Jewish Life in America and Great Britain
Rabbi Melanie Aron
August 15, 2003
We tend to think of the United States and Great Britain as very
similar because we share the same language (or almost the same
language), because of our country's origins as colonies of the
British, and because we have been and continue to be allies,
sharing common values.
For the Jewish community , there are some very significant
differences. First in terms of our history, Jewish life in the
United States started as a blank slate. Jews not always welcome,
and not always treated as equals, but there was no governmental
anti-semitism.
The history of the British Jewish community is very different.
Throughout the Middle Ages there was hostility, and anti-Jewish
legislation culminating in expulsion of the Jews in 1290. Jews
returned to Britain in the 17th century, under Charles I but
unofficially. Though Cromwell heard the appeal of a famous Dutch
Jew, Menasseh ben Israel, the Jewish presence in Great Briain
remained unofficial for centuries.
It was not until 1846 that the Religious Disabilities Act
extended to Jews the rights that Protestant dissenters had since
the 1688 Toleration Act. It took 150 years of struggle to achieve
various rights and privileges we take for granted here in the
United States. It was not until 1983. for example, that the
rights of Shabbat observing Jews, concerning employment, were
guaranteed
A second major difference is in demography In the United States
Jews constitute about 3% of the population, while in Great
Britain Jews are less than one half of a percent (down from 1% at
the peak in the late 1940's). Within the communites, there are
also significant differences. In the United States 80% of
Affiliated Jews are either Reform or Conservative and the Reform
movement is the largest movement. In Great Britain, 70% identify
themselves as Orthodox ( 60% what in the US would be called
modern Orthodox while 10% identify as Haredi, extreme Orthodox),
and only 30% identify themselves as Liberal- that is
Conservative, Reform or Progressive. In addition there is in
Great Britain, a chief rabbi, a governmental position, always
chosen from the moderate Orthodox community. A final demographic
difference is the higher percentage of British Jews who were
directly effected by the Holocaust, being either survivors or
children of survivors. World War II in general had a greater
impact on Great Britain than on American Society.

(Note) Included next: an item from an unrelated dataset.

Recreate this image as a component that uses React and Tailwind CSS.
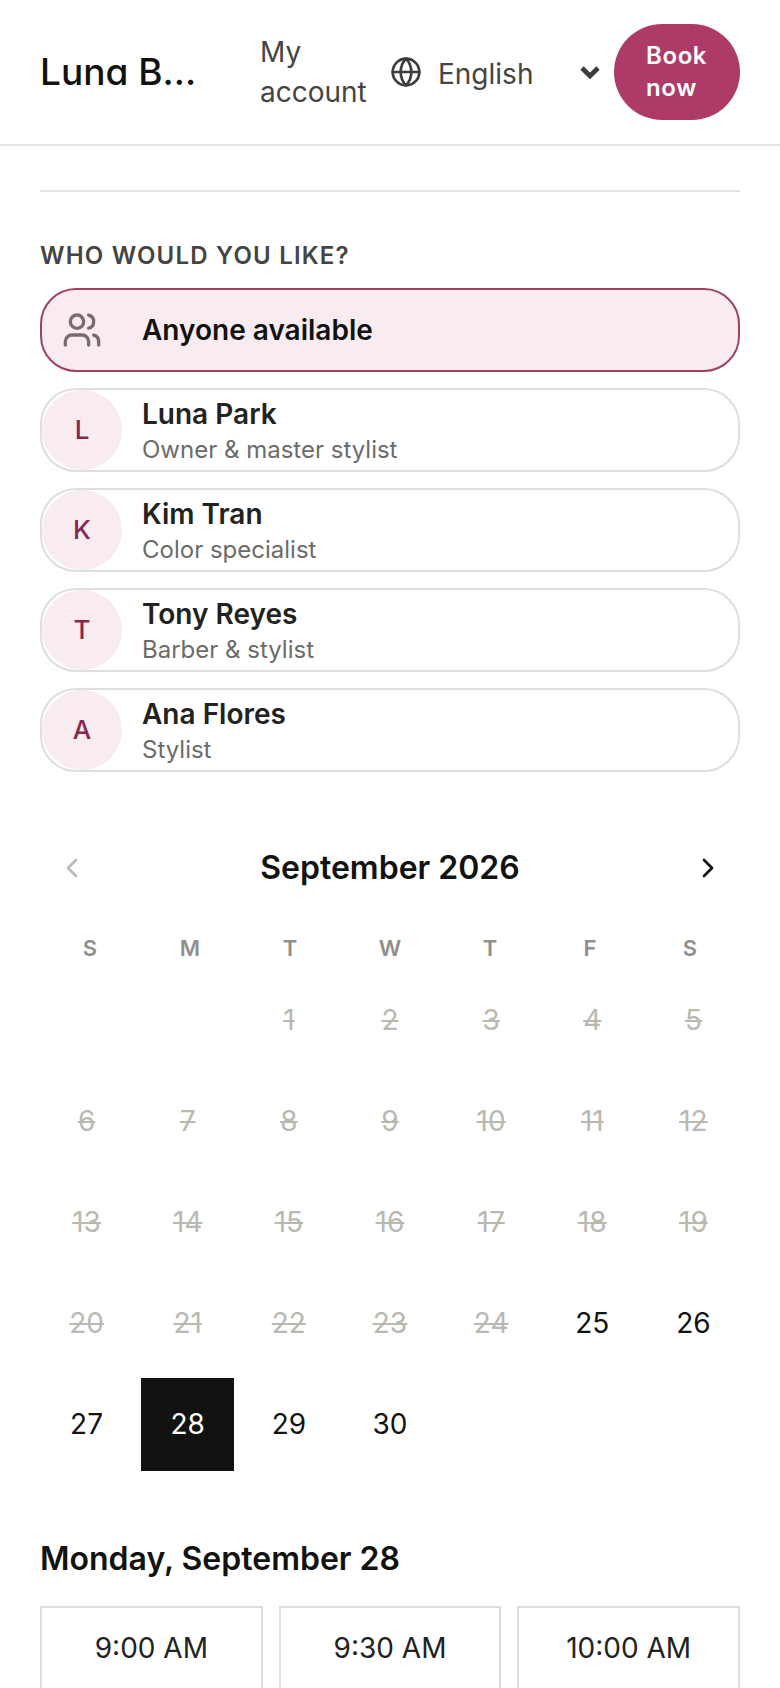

Related to demography are the differences infrastructure. The
small size of the Jewish community in Great Britain and the small
size of the liberal religious groupings, means that there are not
the number of organizations and institutions we are accustomed to
in the United States. In London I saw the only Reform rabbinical
school which was also the only liberal day school and the offices
of the movement. There are 12 Masorti- Conservative congregations
in all of Great Britain, there are 41 Reform Congregations, which
in Britain is a sort of Left Wing Conservative-Right Wing Reform
and only 33 Progressive congregations- which is Reform. There are
over 900 congregations affiliated with the Union of American
Hebrew Congregations, congregations in the United States and
Canada.
Finally British Jewry faces many of the same challenges as we do
in the United States but with more limited resources, and
perhaps 10 years behind. The community is 70% affiliated, which
would be high for the United States, a rate her found only in
smaller and older cities, and is only beginning to deal with the
sense of disenfranchisement of women, younger Jews, and the
unaffiliated. British Jews and American Jews have similar rates
of intermarriage and similar concerns about the transmission of
Judaism and Jewish valued to the next generation. They are very
much a smaller, aging community in a new multicultural reality.
Let me conclude with some words on Community from the Report of
the Commission on Representation of the Interests of the British
Jewish Community 2000
By now all Jewish communities are unbounded: that is to say, no
clear external limits divide Jews from non-Jews. Rather, all are
organized as a series of concentric circles around a central core
of Judaism/Jewishness that draws Jews towards it in varying
degrees, circles which fade out at the peripheries into a grey
area populated by people whose Jewish self-definition and Jewish
status are unclear, certainly from a halachic standpoint but also
from a sociological one. Thus every community today is fully
voluntary and its organization reflects its voluntary character....
many Jews who participate in the public square derive their
compass in public positions and activities from the teachings of
Judaism as they understand them, which generally means filtered
through their particular Jewish experience. However, ...the Jewish
community is more than simply a religion in the conventional
Christian manner but also has ethnic and communal dimensions that
are both part of and stand somewhat separate from Jewish
religion, .....
It is increasingly true that Jews, if they feel Jewishly
committed at all, feel that they are so by choice rather than
simply by birth. Not that organic ties do not underlie the fact
of their choice, but birth alone is no longer sufficient to keep
Jews within the fold in an environment as highly individualistic
and pluralistic as the contemporary world. None are more
conscious of this than Jews themselves.